Residents of 194 rural Alaska towns and villages will get more of their monthly power bill subsidized by the state if Gov. Mike Dunleavy signs legislation approved Monday by the Alaska House of Representatives.
On Monday, the state House voted 38-2 to increase the maximum subsidy allowed under the state’s Power Cost Equalization program. The bill passed the Senate on May 3.
With the governor’s approval, the maximum amount of subsidized residential power will increase from 500 kilowatt-hours to 750 kilowatt-hours per month.
In 2020, the average American house consumed 893 kilowatt-hours per month, according to the U.S. Energy Information Administration.
In PCE-eligible communities, electric companies reduce the cost of power for homes, then apply to the Alaska Energy Authority for credits that bring the overall cost of power closer to the average of electricity in Juneau, Anchorage and Fairbanks.
The size of the subsidy has forced rural residents to drastically conserve power or risk a major hike in their electric bill if they go over the subsidized amount.
“You go to the communities at Christmas and you wonder why there’s not that many lights on. It’s not because they don’t believe in Christmas or don’t have holiday spirit,” said Sen. Bert Stedman, R-Sitka.
Return to original compromise
When created in 1984, PCE was intended to serve as part of a grand compromise: Southeast Alaska would get state-funded dams, Southcentral Alaska would get subsidized natural gas and rural Alaska would get PCE.
The program originally subsidized up to 750 kilowatt-hours per month, but the Alaska Legislature reduced that figure in 2000 because of cost concerns.
“We just want to get back to where we were on the program that was negotiated back in 1984,” said Sen. Lyman Hoffman, D-Bethel.
After the 2000 decrease, the Legislature created an endowment to fund the program in perpetuity, and that endowment has grown to $1.1 billion.

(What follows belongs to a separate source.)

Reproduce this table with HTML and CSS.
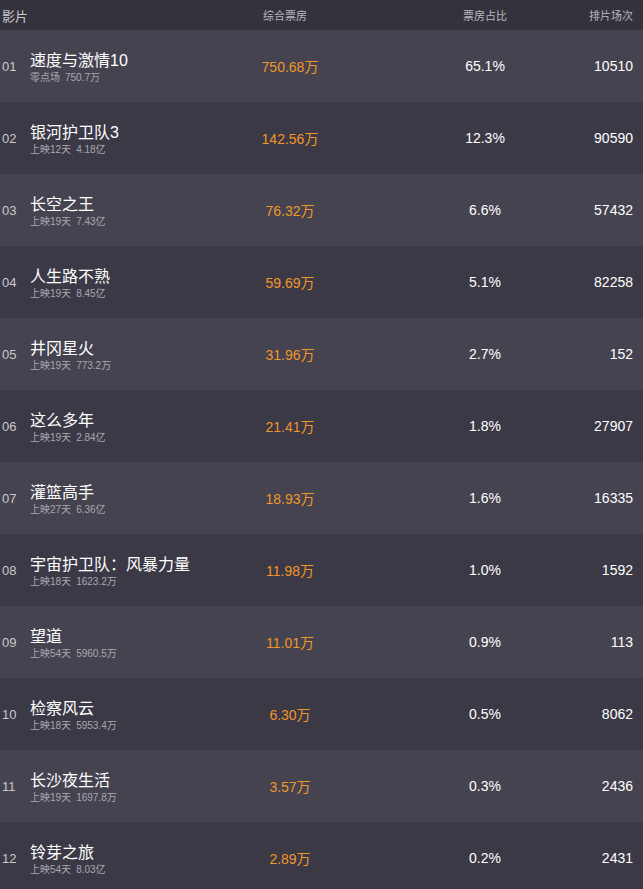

The PCE extension would increase spending from the endowment by as much as $15.6 million per year, but the endowment’s investment earnings are large enough to cover the cost, according to estimates provided by the Legislature.
Squeeze on community assistance
The drawback is that other programs could suffer. State law says that money not used for PCE — up to 5% of the endowment’s value annually — may be used on the state’s community assistance program, which provides general-purpose grants for local governments.
Expanding PCE means less money available for that program and others, including a renewable energy grant program that also relies on extra PCE earnings.
“I feel a little bit like I’m between a rock and a hard place on this one,” Nils Andreassen, director of the Alaska Municipal League, told the House Finance Committee earlier this month.
Andreassen represents towns that rely on PCE, local governments that rely on community assistance and municipalities that need both.
Members of the Senate Finance Committee were told in April that an additional $320 million deposit into the PCE endowment would be needed to eliminate the risk to community assistance programs if PCE subsidies were raised.
“If we don’t make those endowments, then this would also take away the earnings for those additional programs,” said Sen. David Wilson, R-Wasilla.
Neither the House nor the Senate proposed an additional deposit into the PCE fund to address the problem.
More aggressive investing
The bill does contain a provision that allows PCE fund managers to invest the fund more aggressively, which could increase investment earnings and over time increase the amount of money available to spend. It would also increase the risk of losses in any given year.
Previously, managers were told to target 4% returns; they will now be able to pursue all “prudent” investments, similar to the approach employed by the Alaska Permanent Fund.
Many legislators, including Sen. Donny Olson, D-Golovin, said the program’s expansion will help rural residents as they anticipate significantly higher home heating and fuel costs.
“People can no longer live in rural Alaska where they were born and raised,” he said.
“Those people that can’t afford to live in rural Alaska … are going to be forced to move, and where are they going to move? They’re going to move to the cities. So if you think the homeless population in the metropolitan areas is bad now, you ought to wait,” he said.